-- start of Items --

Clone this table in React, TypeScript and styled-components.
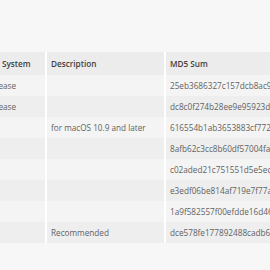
import styled, { createGlobalStyle } from "styled-components";

const GlobalStyle = createGlobalStyle`
    html, body {
        margin: 0;
        padding: 0;
        background: #f7f7f7;
    }
    body {
        font-family: "Open Sans", "Liberation Sans", sans-serif;
    }
`;

const Page = styled.main`
    width: 270px;
    height: 270px;
    overflow: hidden;
    padding-top: 52px;
    box-sizing: border-box;
`;

const Table = styled.table`
    margin-left: -44px;
    border-collapse: collapse;
    table-layout: fixed;
    width: 420px;
    font-size: 8.2px;
`;

const Head = styled.th<{ $w: number }>`
    width: ${(p) => p.$w}px;
    height: 23px;
    padding: 0 4px;
    box-sizing: border-box;
    background: #ececec;
    color: #3f3f3f;
    font-weight: 600;
    text-align: left;
    white-space: nowrap;
    overflow: hidden;
    border-right: 2px solid #fff;
`;

const Row = styled.tr<{ $dark: boolean }>`
    background: ${(p) => (p.$dark ? "#eeeeee" : "#f4f4f4")};
`;

const Cell = styled.td`
    height: 21px;
    padding: 0 4px;
    color: #626262;
    white-space: nowrap;
    overflow: hidden;
    border-right: 2px solid #fff;
`;

const files = [
    { os: "Source release", desc: "", md5: "25eb3686327c157dcb8ac9f01105c306" },
    { os: "Source release", desc: "", md5: "dc8c0f274b28ee9e95923d20cfc364c9" },
    { os: "Mac OS X", desc: "for macOS 10.9 and later", md5: "616554b1ab3653883cf7720d3a24ed4c" },
    { os: "Windows", desc: "", md5: "8afb62c3cc8b60df57004fa0a38d5364" },
    { os: "Windows", desc: "", md5: "c02aded21c751551d5e5ec6e6b37b8f9" },
    { os: "Windows", desc: "", md5: "e3edf06be814af719e7f77a9fc0d7b1a" },
    { os: "Windows", desc: "", md5: "1a9f582557f00efdde16d461e4f46eb5" },
    { os: "Windows", desc: "Recommended", md5: "dce578fe177892488cadb6c34aea58ee" },
];

function App() {
    return (
        <>
            <GlobalStyle />
            <Page>
                <Table>
                    <thead>
                        <tr>
                            <Head $w={90}>Operating System</Head>
                            <Head $w={119}>Description</Head>
                            <Head $w={211}>MD5 Sum</Head>
                        </tr>
                    </thead>
                    <tbody>
                        {files.map((f, i) => (
                            <Row key={f.md5} $dark={i % 2 === 1}>
                                <Cell>{f.os}</Cell>
                                <Cell>{f.desc}</Cell>
                                <Cell>{f.md5}</Cell>
                            </Row>
                        ))}
                    </tbody>
                </Table>
            </Page>
        </>
    );
}

export default App;
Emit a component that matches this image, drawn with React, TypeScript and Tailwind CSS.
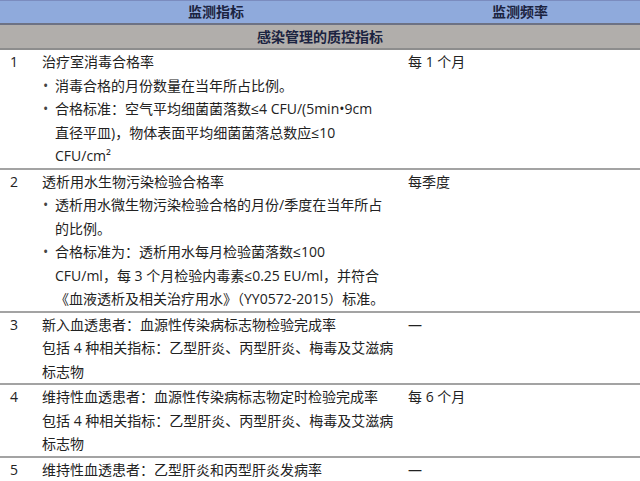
import React from "react";

const Bullet = ({ lines }: { lines: string[] }) => (
  <div className="flex">
    <span className="w-[13px] shrink-0 pl-[1px] text-[#444]">•</span>
    <div>
      {lines.map((l, i) => (
        <div key={i} className="whitespace-nowrap">{l}</div>
      ))}
    </div>
  </div>
);

const Row = ({
  n,
  children,
  freq,
}: {
  n: string;
  children: React.ReactNode;
  freq: string;
}) => (
  <div className="grid grid-cols-[42px_366px_1fr] border-b-2 border-[#a3a3a3]">
    <div className="pl-[10px]">{n}</div>
    <div>{children}</div>
    <div className="whitespace-nowrap">{freq}</div>
  </div>
);

const L = ({ children }: { children: React.ReactNode }) => (
  <div className="whitespace-nowrap">{children}</div>
);

export default function App() {
  return (
    <div className="w-[640px] h-[481px] overflow-hidden bg-white text-[14px] leading-[23.5px] text-[#222] font-['Open_Sans','Noto_Sans_CJK_SC',sans-serif]">
      <div className="flex h-[25px] items-center bg-[#8faadc] border-t border-[#7b8cbf] border-b-2 border-b-[#6d7284] font-bold text-[#1b2340]">
        <div className="ml-[32px] w-[368px] text-center">监测指标</div>
        <div className="flex-1 text-center">监测频率</div>
      </div>
      <div className="flex h-[25px] items-center justify-center bg-[#b1aeab] border-b-2 border-[#8d8d8d] font-bold text-[#1b2340]">
        感染管理的质控指标
      </div>
      <Row n="1" freq="每 1 个月">
        <L>治疗室消毒合格率</L>
        <Bullet lines={["消毒合格的月份数量在当年所占比例。"]} />
        <Bullet
          lines={[
            "合格标准：空气平均细菌菌落数≤4 CFU/(5min•9cm",
            "直径平皿)，物体表面平均细菌菌落总数应≤10",
            "CFU/cm²",
          ]}
        />
      </Row>
      <Row n="2" freq="每季度">
        <L>透析用水生物污染检验合格率</L>
        <Bullet lines={["透析用水微生物污染检验合格的月份/季度在当年所占", "的比例。"]} />
        <Bullet
          lines={[
            "合格标准为：透析用水每月检验菌落数≤100",
            "CFU/ml，每 3 个月检验内毒素≤0.25 EU/ml，并符合",
            "《血液透析及相关治疗用水》（YY0572-2015）标准。",
          ]}
        />
      </Row>
      <Row n="3" freq="—">
        <L>新入血透患者：血源性传染病标志物检验完成率</L>
        <L>包括 4 种相关指标：乙型肝炎、丙型肝炎、梅毒及艾滋病</L>
        <L>标志物</L>
      </Row>
      <Row n="4" freq="每 6 个月">
        <L>维持性血透患者：血源性传染病标志物定时检验完成率</L>
        <L>包括 4 种相关指标：乙型肝炎、丙型肝炎、梅毒及艾滋病</L>
        <L>标志物</L>
      </Row>
      <Row n="5" freq="—">
        <L>维持性血透患者：乙型肝炎和丙型肝炎发病率</L>
      </Row>
    </div>
  );
}
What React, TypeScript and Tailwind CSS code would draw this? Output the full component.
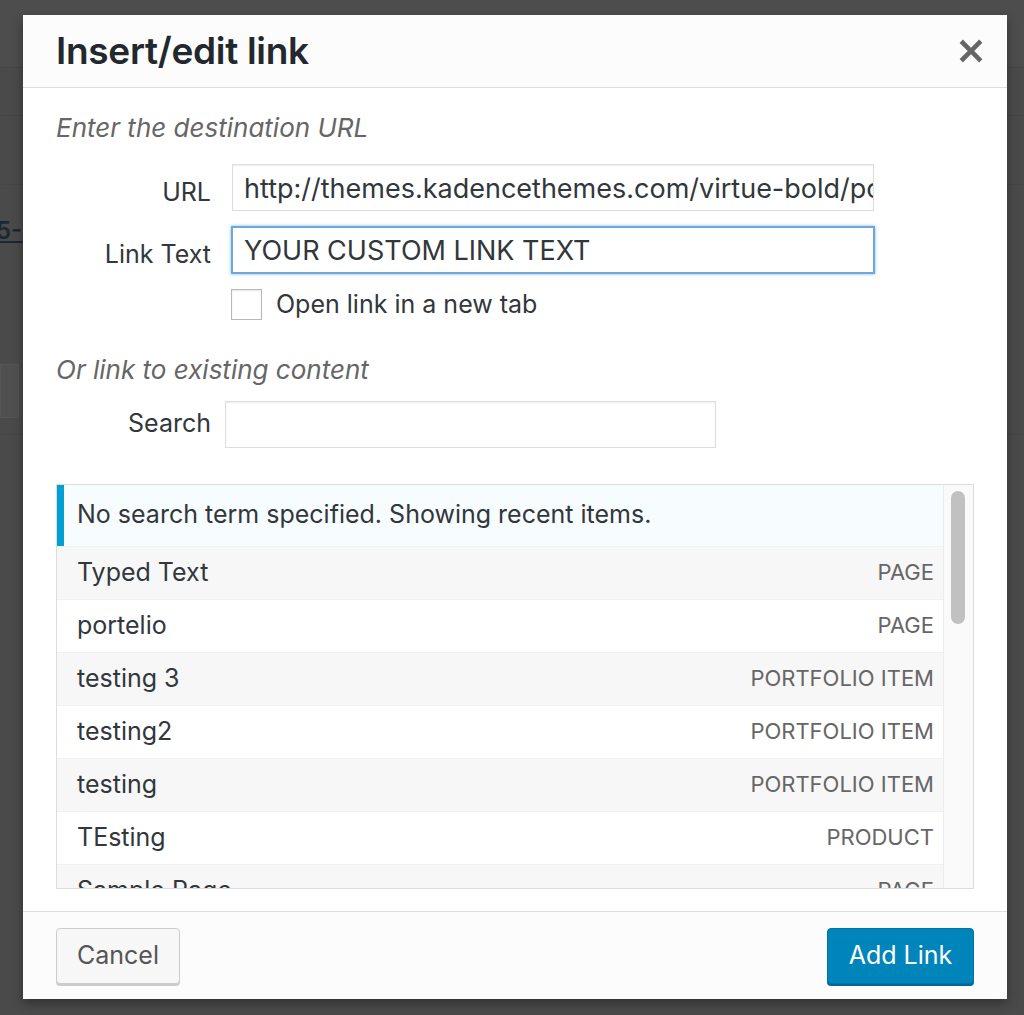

-- end of Items --

## Exercise prompt
Repeat each entry exactly as given; no pictures belong in the copy.

## Output
Clone this table in React, TypeScript and styled-components.
import styled, { createGlobalStyle } from "styled-components";

const GlobalStyle = createGlobalStyle`
    html, body {
        margin: 0;
        padding: 0;
        background: #f7f7f7;
    }
    body {
        font-family: "Open Sans", "Liberation Sans", sans-serif;
    }
`;

const Page = styled.main`
    width: 270px;
    height: 270px;
    overflow: hidden;
    padding-top: 52px;
    box-sizing: border-box;
`;

const Table = styled.table`
    margin-left: -44px;
    border-collapse: collapse;
    table-layout: fixed;
    width: 420px;
    font-size: 8.2px;
`;

const Head = styled.th<{ $w: number }>`
    width: ${(p) => p.$w}px;
    height: 23px;
    padding: 0 4px;
    box-sizing: border-box;
    background: #ececec;
    color: #3f3f3f;
    font-weight: 600;
    text-align: left;
    white-space: nowrap;
    overflow: hidden;
    border-right: 2px solid #fff;
`;

const Row = styled.tr<{ $dark: boolean }>`
    background: ${(p) => (p.$dark ? "#eeeeee" : "#f4f4f4")};
`;

const Cell = styled.td`
    height: 21px;
    padding: 0 4px;
    color: #626262;
    white-space: nowrap;
    overflow: hidden;
    border-right: 2px solid #fff;
`;

const files = [
    { os: "Source release", desc: "", md5: "25eb3686327c157dcb8ac9f01105c306" },
    { os: "Source release", desc: "", md5: "dc8c0f274b28ee9e95923d20cfc364c9" },
    { os: "Mac OS X", desc: "for macOS 10.9 and later", md5: "616554b1ab3653883cf7720d3a24ed4c" },
    { os: "Windows", desc: "", md5: "8afb62c3cc8b60df57004fa0a38d5364" },
    { os: "Windows", desc: "", md5: "c02aded21c751551d5e5ec6e6b37b8f9" },
    { os: "Windows", desc: "", md5: "e3edf06be814af719e7f77a9fc0d7b1a" },
    { os: "Windows", desc: "", md5: "1a9f582557f00efdde16d461e4f46eb5" },
    { os: "Windows", desc: "Recommended", md5: "dce578fe177892488cadb6c34aea58ee" },
];

function App() {
    return (
        <>
            <GlobalStyle />
            <Page>
                <Table>
                    <thead>
                        <tr>
                            <Head $w={90}>Operating System</Head>
                            <Head $w={119}>Description</Head>
                            <Head $w={211}>MD5 Sum</Head>
                        </tr>
                    </thead>
                    <tbody>
                        {files.map((f, i) => (
                            <Row key={f.md5} $dark={i % 2 === 1}>
                                <Cell>{f.os}</Cell>
                                <Cell>{f.desc}</Cell>
                                <Cell>{f.md5}</Cell>
                            </Row>
                        ))}
                    </tbody>
                </Table>
            </Page>
        </>
    );
}

export default App;
Emit a component that matches this image, drawn with React, TypeScript and Tailwind CSS.
import React from "react";

const Bullet = ({ lines }: { lines: string[] }) => (
  <div className="flex">
    <span className="w-[13px] shrink-0 pl-[1px] text-[#444]">•</span>
    <div>
      {lines.map((l, i) => (
        <div key={i} className="whitespace-nowrap">{l}</div>
      ))}
    </div>
  </div>
);

const Row = ({
  n,
  children,
  freq,
}: {
  n: string;
  children: React.ReactNode;
  freq: string;
}) => (
  <div className="grid grid-cols-[42px_366px_1fr] border-b-2 border-[#a3a3a3]">
    <div className="pl-[10px]">{n}</div>
    <div>{children}</div>
    <div className="whitespace-nowrap">{freq}</div>
  </div>
);

const L = ({ children }: { children: React.ReactNode }) => (
  <div className="whitespace-nowrap">{children}</div>
);

export default function App() {
  return (
    <div className="w-[640px] h-[481px] overflow-hidden bg-white text-[14px] leading-[23.5px] text-[#222] font-['Open_Sans','Noto_Sans_CJK_SC',sans-serif]">
      <div className="flex h-[25px] items-center bg-[#8faadc] border-t border-[#7b8cbf] border-b-2 border-b-[#6d7284] font-bold text-[#1b2340]">
        <div className="ml-[32px] w-[368px] text-center">监测指标</div>
        <div className="flex-1 text-center">监测频率</div>
      </div>
      <div className="flex h-[25px] items-center justify-center bg-[#b1aeab] border-b-2 border-[#8d8d8d] font-bold text-[#1b2340]">
        感染管理的质控指标
      </div>
      <Row n="1" freq="每 1 个月">
        <L>治疗室消毒合格率</L>
        <Bullet lines={["消毒合格的月份数量在当年所占比例。"]} />
        <Bullet
          lines={[
            "合格标准：空气平均细菌菌落数≤4 CFU/(5min•9cm",
            "直径平皿)，物体表面平均细菌菌落总数应≤10",
            "CFU/cm²",
          ]}
        />
      </Row>
      <Row n="2" freq="每季度">
        <L>透析用水生物污染检验合格率</L>
        <Bullet lines={["透析用水微生物污染检验合格的月份/季度在当年所占", "的比例。"]} />
        <Bullet
          lines={[
            "合格标准为：透析用水每月检验菌落数≤100",
            "CFU/ml，每 3 个月检验内毒素≤0.25 EU/ml，并符合",
            "《血液透析及相关治疗用水》（YY0572-2015）标准。",
          ]}
        />
      </Row>
      <Row n="3" freq="—">
        <L>新入血透患者：血源性传染病标志物检验完成率</L>
        <L>包括 4 种相关指标：乙型肝炎、丙型肝炎、梅毒及艾滋病</L>
        <L>标志物</L>
      </Row>
      <Row n="4" freq="每 6 个月">
        <L>维持性血透患者：血源性传染病标志物定时检验完成率</L>
        <L>包括 4 种相关指标：乙型肝炎、丙型肝炎、梅毒及艾滋病</L>
        <L>标志物</L>
      </Row>
      <Row n="5" freq="—">
        <L>维持性血透患者：乙型肝炎和丙型肝炎发病率</L>
      </Row>
    </div>
  );
}
What React, TypeScript and Tailwind CSS code would draw this? Output the full component.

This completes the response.